5. But no constitutional error argued here, so CtApp doesn't have any jurisdiction over finding of no prejudice, except to the extent it presents a question of law.
6. Petitioner argued that failure to file a brief creates a presumption of prejudice - but CtApp rejects that - at least here, where Board considered the claim on the merits notwithstanding counsel's failure to file a brief. Contra Granados-Oseguera v. Gonzales, 464 F.3d 993, 997 (9th Cir. 2006); Ray v. Gonzales, 439 F.3d 582, 587 (9th Cir. 2006); Siong v. INS, 376 F.3d 1030, 1037 (9th Cir. 2004); Singh v. Ashcroft, 367 F.3d 1182, 1189 (9th Cir. 2004); Dearinger v. Reno, 232 F.3d 1042, 1045 (9th Cir. 2000).
An untimely mtn to reopen argued that country conditions changed in Georgia, and that he should get equitable tolling for prior atty's malfeasance. (Petitioner previously lost at CtApp on direct review, found to be an aggfel due to conviction for misdemeanor sexual abuse of minor).
CtApp found that "due diligence" for equitable tolling is a question of fact, not law, so CtApp refused to consider it - he hadn't raised any legal argument as to how the Board should have analyzed the claim. Question of changed country conditions is also a question of fact, barred by Kucana in the context of mtns to reopen.
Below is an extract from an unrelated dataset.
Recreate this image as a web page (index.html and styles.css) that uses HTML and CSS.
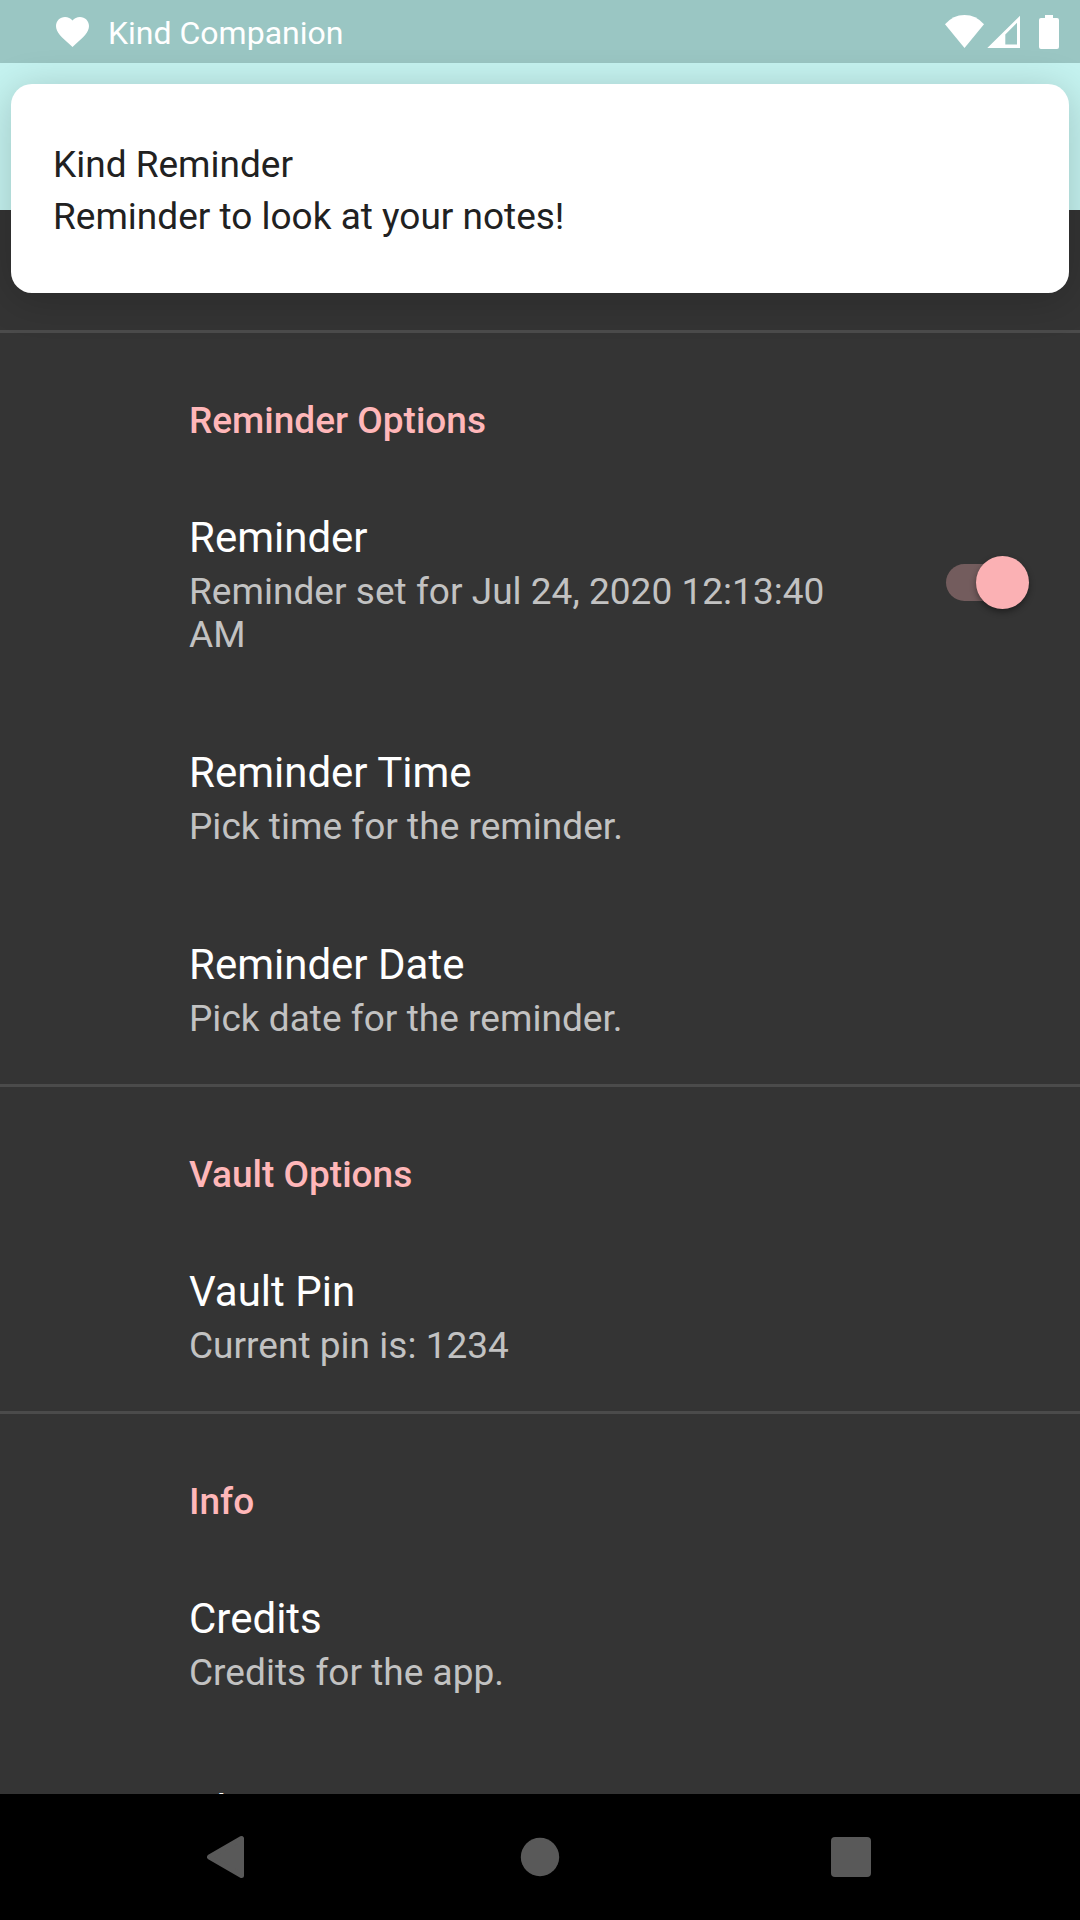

Petitioner was on an H1B, but apparently started working at a second H1B petitioning company a few months before they filed the second H1B. Issue was whether IJ was entitled to believe I-213 where interviewing officer once wrote down March 2000 rather than March 2002, and where interviewing officer wasn't different from arresting officer. On 1st question, CtApp found substantive evidence supported the removal order. It found that IJ was entitled to view the single mistake as a typo - particularly the typo was nonsensical, but would in any event have rendered him removable. On 2nd question, CtApp found it not exhausted because it had never been raised below (noting that Petitioner had always been represented by counsel).